__What you need to do__:
Give every line of the data again, unchanged, but with no pictures.

[Start Data block]

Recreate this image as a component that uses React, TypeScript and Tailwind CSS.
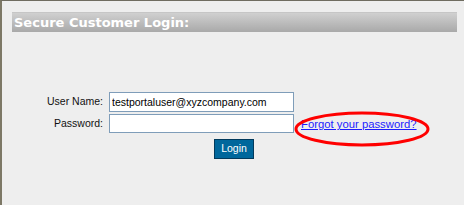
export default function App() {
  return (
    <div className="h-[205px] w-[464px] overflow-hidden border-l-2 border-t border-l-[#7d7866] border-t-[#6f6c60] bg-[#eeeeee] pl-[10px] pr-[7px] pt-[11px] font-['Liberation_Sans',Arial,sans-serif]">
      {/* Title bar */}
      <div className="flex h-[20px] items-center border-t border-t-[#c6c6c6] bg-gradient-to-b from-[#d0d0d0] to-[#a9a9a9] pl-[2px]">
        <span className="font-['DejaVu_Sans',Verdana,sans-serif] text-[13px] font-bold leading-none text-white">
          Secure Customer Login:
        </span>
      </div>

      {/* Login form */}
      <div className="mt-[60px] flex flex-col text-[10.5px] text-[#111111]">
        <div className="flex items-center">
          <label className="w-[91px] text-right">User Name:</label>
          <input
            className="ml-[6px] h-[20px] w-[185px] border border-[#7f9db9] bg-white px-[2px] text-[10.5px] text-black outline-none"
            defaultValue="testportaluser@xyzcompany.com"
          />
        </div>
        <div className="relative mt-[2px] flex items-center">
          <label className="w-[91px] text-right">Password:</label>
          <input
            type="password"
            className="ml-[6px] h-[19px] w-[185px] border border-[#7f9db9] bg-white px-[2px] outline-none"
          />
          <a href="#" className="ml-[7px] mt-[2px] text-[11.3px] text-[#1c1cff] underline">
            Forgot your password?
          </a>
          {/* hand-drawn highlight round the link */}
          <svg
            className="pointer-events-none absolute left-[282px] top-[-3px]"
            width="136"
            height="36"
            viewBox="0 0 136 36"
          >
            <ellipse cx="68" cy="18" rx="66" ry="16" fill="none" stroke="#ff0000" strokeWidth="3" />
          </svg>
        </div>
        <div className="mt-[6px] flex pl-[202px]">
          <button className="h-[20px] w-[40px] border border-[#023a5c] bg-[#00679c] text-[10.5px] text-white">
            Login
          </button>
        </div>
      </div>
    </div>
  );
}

[End Data block]

__Solved exercise__:
Recreate this image as a component that uses React, TypeScript and Tailwind CSS.
export default function App() {
  return (
    <div className="h-[205px] w-[464px] overflow-hidden border-l-2 border-t border-l-[#7d7866] border-t-[#6f6c60] bg-[#eeeeee] pl-[10px] pr-[7px] pt-[11px] font-['Liberation_Sans',Arial,sans-serif]">
      {/* Title bar */}
      <div className="flex h-[20px] items-center border-t border-t-[#c6c6c6] bg-gradient-to-b from-[#d0d0d0] to-[#a9a9a9] pl-[2px]">
        <span className="font-['DejaVu_Sans',Verdana,sans-serif] text-[13px] font-bold leading-none text-white">
          Secure Customer Login:
        </span>
      </div>

      {/* Login form */}
      <div className="mt-[60px] flex flex-col text-[10.5px] text-[#111111]">
        <div className="flex items-center">
          <label className="w-[91px] text-right">User Name:</label>
          <input
            className="ml-[6px] h-[20px] w-[185px] border border-[#7f9db9] bg-white px-[2px] text-[10.5px] text-black outline-none"
            defaultValue="testportaluser@xyzcompany.com"
          />
        </div>
        <div className="relative mt-[2px] flex items-center">
          <label className="w-[91px] text-right">Password:</label>
          <input
            type="password"
            className="ml-[6px] h-[19px] w-[185px] border border-[#7f9db9] bg-white px-[2px] outline-none"
          />
          <a href="#" className="ml-[7px] mt-[2px] text-[11.3px] text-[#1c1cff] underline">
            Forgot your password?
          </a>
          {/* hand-drawn highlight round the link */}
          <svg
            className="pointer-events-none absolute left-[282px] top-[-3px]"
            width="136"
            height="36"
            viewBox="0 0 136 36"
          >
            <ellipse cx="68" cy="18" rx="66" ry="16" fill="none" stroke="#ff0000" strokeWidth="3" />
          </svg>
        </div>
        <div className="mt-[6px] flex pl-[202px]">
          <button className="h-[20px] w-[40px] border border-[#023a5c] bg-[#00679c] text-[10.5px] text-white">
            Login
          </button>
        </div>
      </div>
    </div>
  );
}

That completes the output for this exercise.